Who’s style is it anyway?

CH24 chair in neutral room
Does a designer design in their own style or in their clients?

This is a great question.

Normally a newly qualified designer will be much more flexible in terms of design style. This could be because they haven’t discovered their style yet, because they don’t know if their style is right for their market, or they are simply taking any job that comes, regardless of style, to get experience.

Usually as a designer matures they will find one or maybe a small few signature styles. They will filter their past projects portfolio to reflect this, and will stay largely within their chosen atmosphere when providing design services. This helps the designer be more efficient as they do not have to “reinvent the wheel” with each new project. It is also deeply rewarding for the designer as they are re-engaging with a style they love with each new client. It helps define the clients coming to them too, as their portfolio will attract clients who appreciate the look they are proficient at executing.

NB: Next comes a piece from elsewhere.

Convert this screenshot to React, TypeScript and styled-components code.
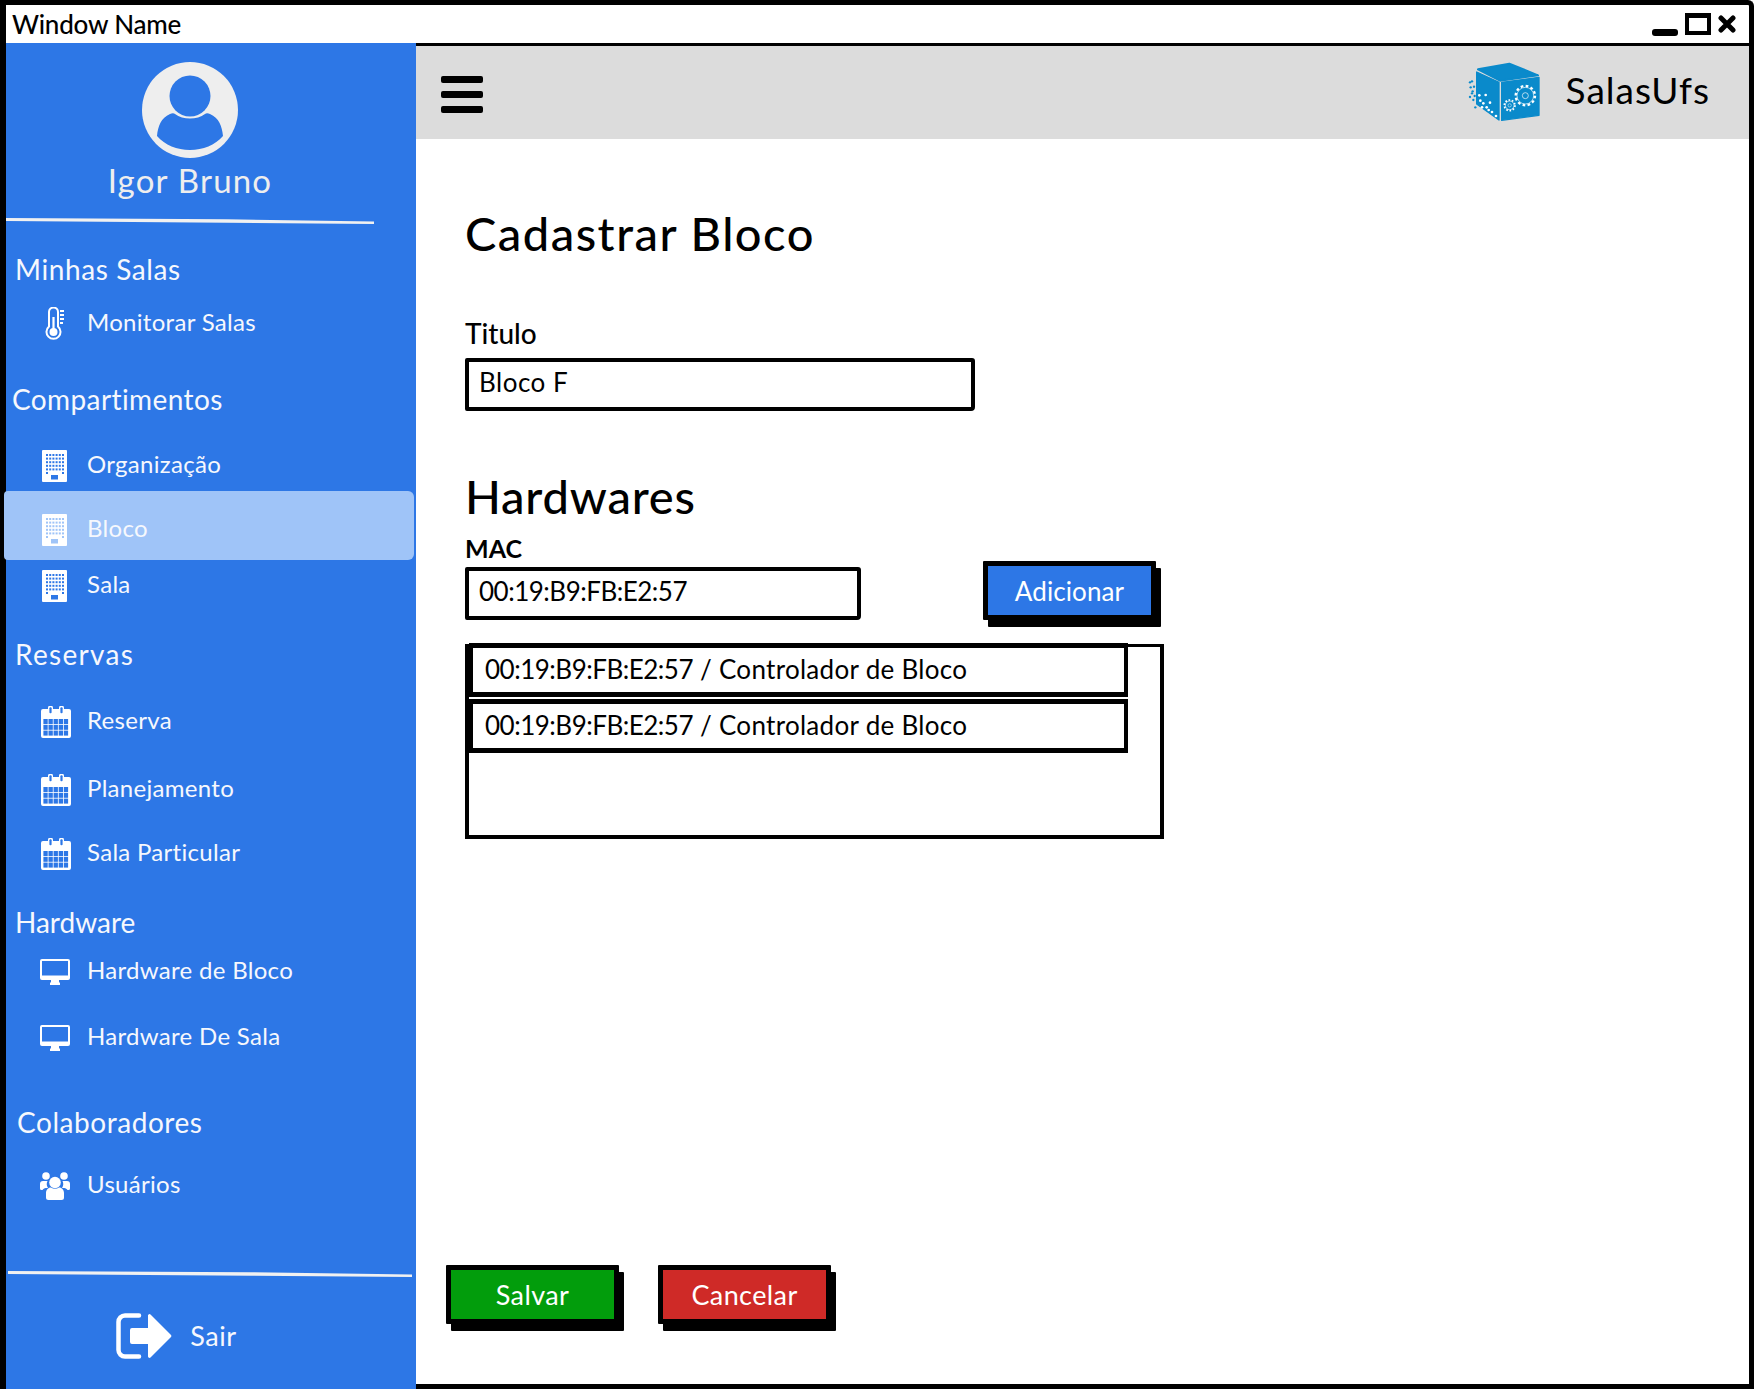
import React from "react";
import styled, { createGlobalStyle } from "styled-components";

const GlobalStyle = createGlobalStyle`
  * { box-sizing: border-box; }
  body {
    margin: 0;
    background: #fff;
    font-family: "Lato", "Open Sans", sans-serif;
  }
`;

const Window = styled.div`
  width: 1754px;
  height: 1389px;
  display: flex;
  flex-direction: column;
  background: #fff;
  border-top: 5px solid #000;
  border-left: 6px solid #000;
  border-right: 5px solid #000;
  border-top-right-radius: 6px;
`;

const TitleBar = styled.div`
  height: 38px;
  flex: none;
  display: flex;
  align-items: center;
  justify-content: space-between;
  padding: 0 13px 0 6px;
`;

const WindowName = styled.span`
  font-size: 26px;
  font-weight: 500;
  letter-spacing: -0.2px;
  color: #000;
`;

const WindowControls = styled.div`
  display: flex;
  align-items: flex-end;
  gap: 7px;
`;

const Minimize = styled.span`
  width: 26px;
  height: 7px;
  background: #000;
  border-radius: 3px;
`;

const Maximize = styled.span`
  width: 26px;
  height: 22px;
  margin-bottom: 1px;
  border: 4px solid #000;
  border-top-width: 5px;
`;

const Close = styled.svg`
  width: 18px;
  height: 18px;
  margin-bottom: 3px;
`;

const Body = styled.div`
  flex: 1;
  min-height: 0;
  display: flex;
`;

const Sidebar = styled.aside`
  width: 410px;
  flex: none;
  display: flex;
  flex-direction: column;
  background: #2d77e6;
  color: #f6f8fd;
`;

const Profile = styled.div`
  display: flex;
  flex-direction: column;
  align-items: center;
  padding-top: 19px;
  margin-left: -42px;
`;

const Avatar = styled.svg`
  width: 96px;
  height: 96px;
`;

const UserName = styled.div`
  height: 36px;
  margin-top: 4px;
  font-size: 33px;
  line-height: 36px;
  color: #eeeeee;
  letter-spacing: 1.2px;
`;

const Divider = styled.div<{ $top: number; $width: number; $left: number }>`
  height: 6px;
  width: ${(p) => p.$width}px;
  margin-top: ${(p) => p.$top}px;
  margin-left: ${(p) => p.$left}px;
  flex: none;
  background: #f1f1f1;
  clip-path: polygon(0 0, 60% 20%, 100% 60%, 100% 100%, 60% 80%, 0 50%);
`;

const SectionTitle = styled.div<{ $top: number; $left: number; $spacing: number }>`
  height: 30px;
  flex: none;
  margin-top: ${(p) => p.$top}px;
  padding-left: ${(p) => p.$left}px;
  font-size: 28px;
  line-height: 26px;
  letter-spacing: ${(p) => p.$spacing}px;
`;

const NavItem = styled.div<{ $top: number; $active?: boolean }>`
  flex: none;
  display: grid;
  grid-template-columns: 32px 1fr;
  column-gap: 16px;
  align-items: center;
  height: ${(p) => (p.$active ? "69px" : "36px")};
  margin-top: ${(p) => p.$top}px;
  padding: ${(p) => (p.$active ? "8px 0 0 33px" : "0 0 0 33px")};
  ${(p) =>
    p.$active &&
    `
    background: #9fc4f8;
    width: 410px;
    margin-left: -2px;
    padding-left: 35px;
    border-radius: 4px 6px 6px 4px;
  `}
`;

const NavLabel = styled.span`
  font-size: 24px;
  line-height: 32px;
  margin-bottom: 4px;
  letter-spacing: 0.3px;
  white-space: nowrap;
`;

const NavIcon = styled.div`
  display: flex;
  justify-content: center;
  align-items: center;
  color: #fff;
`;

const Logout = styled.div`
  display: flex;
  align-items: center;
  justify-content: center;
  gap: 18px;
  margin-top: 36px;
  margin-left: -69px;
`;

const LogoutLabel = styled.span`
  font-size: 27px;
  letter-spacing: 0.6px;
  margin-bottom: 2px;
`;

const Main = styled.main`
  flex: 1;
  min-width: 0;
  display: flex;
  flex-direction: column;
  border-top: 3px solid #000;
  border-bottom: 5px solid #000;
`;

const Header = styled.header`
  height: 93px;
  flex: none;
  display: flex;
  align-items: center;
  justify-content: space-between;
  padding: 0 39px 0 25px;
  background: #dcdcdc;
`;

const Burger = styled.div`
  width: 42px;
  display: flex;
  flex-direction: column;
  gap: 8px;
  margin-top: 3px;
  span {
    height: 7px;
    background: #000;
    border-radius: 2px;
  }
`;

const Brand = styled.div`
  display: flex;
  align-items: center;
  gap: 25px;
`;

const BrandName = styled.span`
  font-size: 37px;
  line-height: 40px;
  margin-bottom: 5px;
  color: #000;
  letter-spacing: 1px;
`;

const Content = styled.div`
  flex: 1;
  min-height: 0;
  display: flex;
  flex-direction: column;
  padding-left: 49px;
`;

const PageTitle = styled.h1<{ $top: number; $spacing: number }>`
  margin: ${(p) => p.$top}px 0 0 0;
  height: 56px;
  font-size: 47px;
  line-height: 52px;
  font-weight: 500;
  color: #000;
  letter-spacing: ${(p) => p.$spacing}px;
`;

const FieldLabel = styled.label<{ $top: number; $bold?: boolean }>`
  display: block;
  height: 32px;
  margin-top: ${(p) => p.$top}px;
  font-size: ${(p) => (p.$bold ? "25px" : "28px")};
  font-weight: ${(p) => (p.$bold ? 700 : 500)};
  line-height: 30px;
  color: #000;
`;

const TextBox = styled.div<{ $width: number; $top: number }>`
  width: ${(p) => p.$width}px;
  height: 53px;
  flex: none;
  display: flex;
  align-items: center;
  margin-top: ${(p) => p.$top}px;
  padding: 0 0 5px 10px;
  border: 4px solid #000;
  border-radius: 2px 3px 4px 2px;
  font-size: 26px;
  letter-spacing: 0.5px;
  color: #000;
`;

const MacText = styled.span`
  letter-spacing: -0.5px;
`;

const MacRow = styled.div`
  display: flex;
  align-items: flex-start;
`;

const ActionButton = styled.button<{ $color: string }>`
  width: 173px;
  height: 59px;
  padding: 0;
  background: ${(p) => p.$color};
  border: 5px solid #000;
  border-radius: 1px;
  box-shadow: 5px 7px 0 #000;
  color: #fff;
  font-family: inherit;
  font-size: 27px;
  letter-spacing: 0.4px;
`;

const AddButton = styled(ActionButton)`
  margin: -4px 0 0 122px;
  font-size: 26px;
  letter-spacing: 0.1px;
`;

const HardwareList = styled.div`
  width: 699px;
  height: 195px;
  margin-top: 24px;
  border: 4px solid #000;
  border-top-width: 3px;
  display: flex;
  flex-direction: column;
  gap: 2px;
`;

const HardwareRow = styled.div`
  width: 659px;
  height: 54px;
  flex: none;
  display: flex;
  align-items: center;
  padding: 0 0 3px 12px;
  background: #fff;
  border: 5px solid #000;
  border-width: 5px 4px;
  font-size: 26px;
  letter-spacing: 0.3px;
  color: #000;
  white-space: pre;
  &:first-child {
    margin-top: -4px;
  }
`;

const Footer = styled.div`
  margin-top: auto;
  display: flex;
  gap: 39px;
  margin-left: -19px;
  padding-bottom: 60px;
`;

type IconProps = { hole?: string };

const Thermometer = () => (
  <svg width="20" height="34" viewBox="0 0 20 34" fill="none">
    <path
      d="M4 19.5V5a4.5 4.5 0 0 1 9 0v14.5a7 7 0 1 1-9 0Z"
      stroke="#fff"
      strokeWidth="2"
    />
    <circle cx="8.5" cy="25" r="4" fill="#fff" />
    <rect x="7.4" y="10" width="2.2" height="13" fill="#fff" />
    <path d="M15 4h4M15 8h4M15 12h4M15 16h3" stroke="#fff" strokeWidth="1.8" />
  </svg>
);

const Building = ({ hole = "#2d77e6" }: IconProps) => {
  const dots: React.ReactElement[] = [];
  for (let row = 0; row < 6; row++) {
    for (let col = 0; col < 6; col++) {
      if (row === 5 && col > 0 && col < 5) continue;
      dots.push(
        <rect
          key={`${row}-${col}`}
          x={4 + col * 3.2}
          y={4 + row * 3.6}
          width="2"
          height="2"
          fill={hole}
        />
      );
    }
  }
  return (
    <svg width="25" height="32" viewBox="0 0 25 32" style={{ marginLeft: -2 }}>
      <rect width="25" height="32" rx="1" fill="#fff" />
      {dots}
      <rect x="9" y="25" width="7" height="4.5" fill={hole} />
    </svg>
  );
};

const Calendar = () => {
  const cells: React.ReactElement[] = [];
  for (let row = 0; row < 3; row++) {
    for (let col = 0; col < 5; col++) {
      cells.push(
        <rect
          key={`${row}-${col}`}
          x={2.4 + col * 5.1}
          y={13 + row * 5.8}
          width="4.3"
          height="5"
          fill="#2d77e6"
        />
      );
    }
  }
  return (
    <svg width="30" height="32" viewBox="0 0 30 32" style={{ marginLeft: 2 }}>
      <path
        d="M2 3h5v-1a2.5 2.5 0 0 1 5 0v1h6v-1a2.5 2.5 0 0 1 5 0v1h5a2 2 0 0 1 2 2v25a2 2 0 0 1-2 2H2a2 2 0 0 1-2-2V5a2 2 0 0 1 2-2Z"
        fill="#fff"
      />
      <rect x="8.4" y="1.2" width="2.2" height="6" rx="1" fill="#2d77e6" />
      <rect x="19.4" y="1.2" width="2.2" height="6" rx="1" fill="#2d77e6" />
      {cells}
    </svg>
  );
};

const Monitor = () => (
  <svg width="30" height="26" viewBox="0 0 30 26" fill="none">
    <path
      d="M2 0h26a2 2 0 0 1 2 2v17a2 2 0 0 1-2 2H19v2l1 1v2H10v-2l1-1v-2H2a2 2 0 0 1-2-2V2a2 2 0 0 1 2-2Z"
      fill="#fff"
    />
    <rect x="2" y="2" width="26" height="14.5" fill="#2d77e6" />
  </svg>
);

const People = () => (
  <svg width="30" height="28" viewBox="0 0 30 28" fill="#fff" style={{ marginLeft: -1 }}>
    <circle cx="6" cy="4" r="3.8" />
    <circle cx="24" cy="4" r="3.8" />
    <path d="M0 12a3 3 0 0 1 3-3h4.500a7 7 0 0 0 .5 7H5.800c-1.500 0-2.600 1-3.300 2H1.500A1.500 1.500 0 0 1 0 16.500Z" />
    <path d="M30 12a3 3 0 0 0-3-3h-4.500a7 7 0 0 1-.5 7h2.200c1.500 0 2.600 1 3.300 2h1A1.500 1.500 0 0 0 30 16.500Z" />
    <circle cx="15" cy="10.500" r="5.800" />
    <path d="M6 21c0-3 2-5.500 5-5.500 2.500 1.600 5.500 1.600 8 0 3 0 5 2.500 5 5.500v4.500A2.500 2.500 0 0 1 21.500 28h-13A2.500 2.500 0 0 1 6 25.500Z" />
  </svg>
);

const SignOut = () => (
  <svg width="56" height="46" viewBox="0 0 56 46" fill="none">
    <path
      d="M23 2.5H9a6.5 6.5 0 0 0-6.5 6.500v28a6.500 6.500 0 0 0 6.500 6.500h14"
      stroke="#fff"
      strokeWidth="4.5"
      strokeLinecap="round"
    />
    <path
      d="M14 17a2 2 0 0 1 2-2h16V2.500a1.500 1.500 0 0 1 2.500-1L55 22a1.500 1.500 0 0 1 0 2L34.500 44.500a1.500 1.500 0 0 1-2.500-1V31H16a2 2 0 0 1-2-2Z"
      fill="#fff"
    />
  </svg>
);

const Logo = () => {
  const specks = [
    [212, 243], [218, 240], [224, 256], [214, 258], [220, 270],
    [212, 287], [222, 296], [226, 284], [218, 276], [228, 318],
  ];
  const inner = [
    [259, 281], [240, 282], [272, 304], [252, 306], [243, 298],
    [262, 318], [278, 332], [290, 344], [248, 318], [268, 326],
  ];
  return (
    <svg width="75" height="62" viewBox="200 182 225 186">
      <path d="M236 204 330 187 416 222 302 238Z" fill="#0a8acb" stroke="#0a8acb" strokeWidth="6" strokeLinejoin="round" />
      <path d="M232 212 299 243V356L232 308Z" fill="#0a8acb" stroke="#0a8acb" strokeWidth="4" strokeLinejoin="round" />
      <path d="M307 243 419 228V342L307 357Z" fill="#0a8acb" stroke="#0a8acb" strokeWidth="4" strokeLinejoin="round" />
      {specks.map(([x, y]) => (
        <circle key={`${x}-${y}`} cx={x} cy={y} r="3.5" fill="#0a8acb" />
      ))}
      {inner.map(([x, y]) => (
        <circle key={`${x}-${y}`} cx={x} cy={y} r="4" fill="#fff" />
      ))}
      <g fill="none" stroke="#fff">
        <circle cx="378" cy="283" r="25" strokeWidth="2" />
        <circle cx="378" cy="283" r="29" strokeWidth="7" strokeDasharray="8 7.2" />
        <circle cx="378" cy="283" r="9" strokeWidth="2" />
        <circle cx="331" cy="312" r="13" strokeWidth="2" />
        <circle cx="331" cy="312" r="16" strokeWidth="5" strokeDasharray="5 5" />
        <circle cx="331" cy="312" r="5" strokeWidth="1.5" />
      </g>
    </svg>
  );
};

export default function App() {
  const macValue = "00:19:B9:FB:E2:57";
  const rows = ["Controlador de Bloco", "Controlador de Bloco"];

  return (
    <Window>
      <GlobalStyle />
      <TitleBar>
        <WindowName>Window Name</WindowName>
        <WindowControls>
          <Minimize />
          <Maximize />
          <Close viewBox="0 0 18 18">
            <path d="M3 3 15 15M15 3 3 15" stroke="#000" strokeWidth="5" strokeLinecap="round" />
          </Close>
        </WindowControls>
      </TitleBar>
      <Body>
        <Sidebar>
          <Profile>
            <Avatar viewBox="0 0 96 96">
              <circle cx="48" cy="48" r="48" fill="#eeeeee" />
              <circle cx="48" cy="34" r="20.5" fill="#2d77e6" />
              <path
                d="M15 74c1-10 4-18 13-22 2-1 4-1 5 0 8 6 22 6 30 0 1-1 3-1 5 0 9 4 12 12 13 22-8 9-20 14-33 14s-25-5-33-14Z"
                fill="#2d77e6"
              />
            </Avatar>
            <UserName>Igor Bruno</UserName>
          </Profile>
          <Divider $top={20} $width={368} $left={0} />

          <SectionTitle $top={32} $left={9} $spacing={0.6}>Minhas Salas</SectionTitle>
          <NavItem $top={20}>
            <NavIcon><Thermometer /></NavIcon>
            <NavLabel>Monitorar Salas</NavLabel>
          </NavItem>

          <SectionTitle $top={44} $left={6} $spacing={0.4}>Compartimentos</SectionTitle>
          <NavItem $top={32}>
            <NavIcon><Building /></NavIcon>
            <NavLabel>Organização</NavLabel>
          </NavItem>
          <NavItem $top={7} $active>
            <NavIcon><Building hole="#9fc4f8" /></NavIcon>
            <NavLabel>Bloco</NavLabel>
          </NavItem>
          <NavItem $top={8}>
            <NavIcon><Building /></NavIcon>
            <NavLabel>Sala</NavLabel>
          </NavItem>

          <SectionTitle $top={37} $left={9} $spacing={1.3}>Reservas</SectionTitle>
          <NavItem $top={33}>
            <NavIcon><Calendar /></NavIcon>
            <NavLabel>Reserva</NavLabel>
          </NavItem>
          <NavItem $top={32}>
            <NavIcon><Calendar /></NavIcon>
            <NavLabel>Planejamento</NavLabel>
          </NavItem>
          <NavItem $top={28}>
            <NavIcon><Calendar /></NavIcon>
            <NavLabel>Sala Particular</NavLabel>
          </NavItem>

          <SectionTitle $top={37} $left={9} $spacing={0}>Hardware</SectionTitle>
          <NavItem $top={15}>
            <NavIcon><Monitor /></NavIcon>
            <NavLabel>Hardware de Bloco</NavLabel>
          </NavItem>
          <NavItem $top={30}>
            <NavIcon><Monitor /></NavIcon>
            <NavLabel>Hardware De Sala</NavLabel>
          </NavItem>

          <SectionTitle $top={53} $left={11} $spacing={0.55}>Colaboradores</SectionTitle>
          <NavItem $top={29}>
            <NavIcon><People /></NavIcon>
            <NavLabel>Usuários</NavLabel>
          </NavItem>

          <Divider $top={67} $width={404} $left={2} />
          <Logout>
            <SignOut />
            <LogoutLabel>Sair</LogoutLabel>
          </Logout>
        </Sidebar>

        <Main>
          <Header>
            <Burger>
              <span />
              <span />
              <span />
            </Burger>
            <Brand>
              <Logo />
              <BrandName>SalasUfs</BrandName>
            </Brand>
          </Header>
          <Content>
            <PageTitle $top={68} $spacing={1.5}>Cadastrar Bloco</PageTitle>
            <FieldLabel $top={55}>Titulo</FieldLabel>
            <TextBox $width={510} $top={8}>Bloco F</TextBox>
            <PageTitle $top={59} $spacing={0.8}>Hardwares</PageTitle>
            <FieldLabel $top={7} $bold>MAC</FieldLabel>
            <MacRow>
              <TextBox $width={396} $top={2}><MacText>{macValue}</MacText></TextBox>
              <AddButton $color="#2d77e6">Adicionar</AddButton>
            </MacRow>
            <HardwareList>
              {rows.map((row, i) => (
                <HardwareRow key={i}><MacText>{macValue}</MacText>{` / ${row}`}</HardwareRow>
              ))}
            </HardwareList>
            <Footer>
              <ActionButton $color="#029d0c">Salvar</ActionButton>
              <ActionButton $color="#cf2a27">Cancelar</ActionButton>
            </Footer>
          </Content>
        </Main>
      </Body>
    </Window>
  );
}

Does this mean that the style does not reflect the client?

Absolutely not.

While you may find a designer whose flair you like, a great designer will be focussed on providing you with the function and flow you need to make the space work for you.

Let’s say you have 4 children a dog and 2 cats, love messy play and have a collection of ceramics. If you turn to an experienced minimalist designer because you love their style, they should be able to work out pretty quickly that it is a reflected love – you may love the look, the peace and serenity of the Pinterest pictures you have held so dear (perhaps in contrast to your daily life), but in reality your family requirements would make keeping a minimalist space hugely labour intensive. You would ultimately be unhappy with the result. Not on reveal day, but in the weeks and months thereafter.

If you have a set of inherited dining chairs you would like to keep, they will incorporate these: if anything is needed, perhaps a reupholster, or throws over these will bring them happily into the scheme.

If you are wanting to purchase new furniture, or considering removing old furniture, your designer can offer an opinion on what will work, and what will not. They will be able to recommend you further heirlooms and workhorse items which you will own for years to come, maybe even in a new home.

All these elements give you your home – it may have the sweep of the design style you have chosen, but it will be peppered with your life history, your important objects and people, and it will be laid out in a way that suits your needs best.

A designer is in a way a therapist, digging into not just what you want, but what you need and how you live. The communication you will have with your designer should be frank and honest. Delivering a facade of how your life really is will result in a less than good project.

Overall the Able and Hardie look is light, welcoming and joyful, embracing the elegance of shape and form and having fun with shadows. Your home will work for you, will reflect you, and will give you happiness. I enjoy creating atmosphere in a simple modern English style which integrates Scandinavian design classics, and yet embraces the ‘perfect imperfect’ best articulated in Japanese aesthetics. This means natural textures, layering and authenticity to both client and building, resulting in a timeless home.

I believe a space must work well to be beautiful, and I strive for excellence in each project.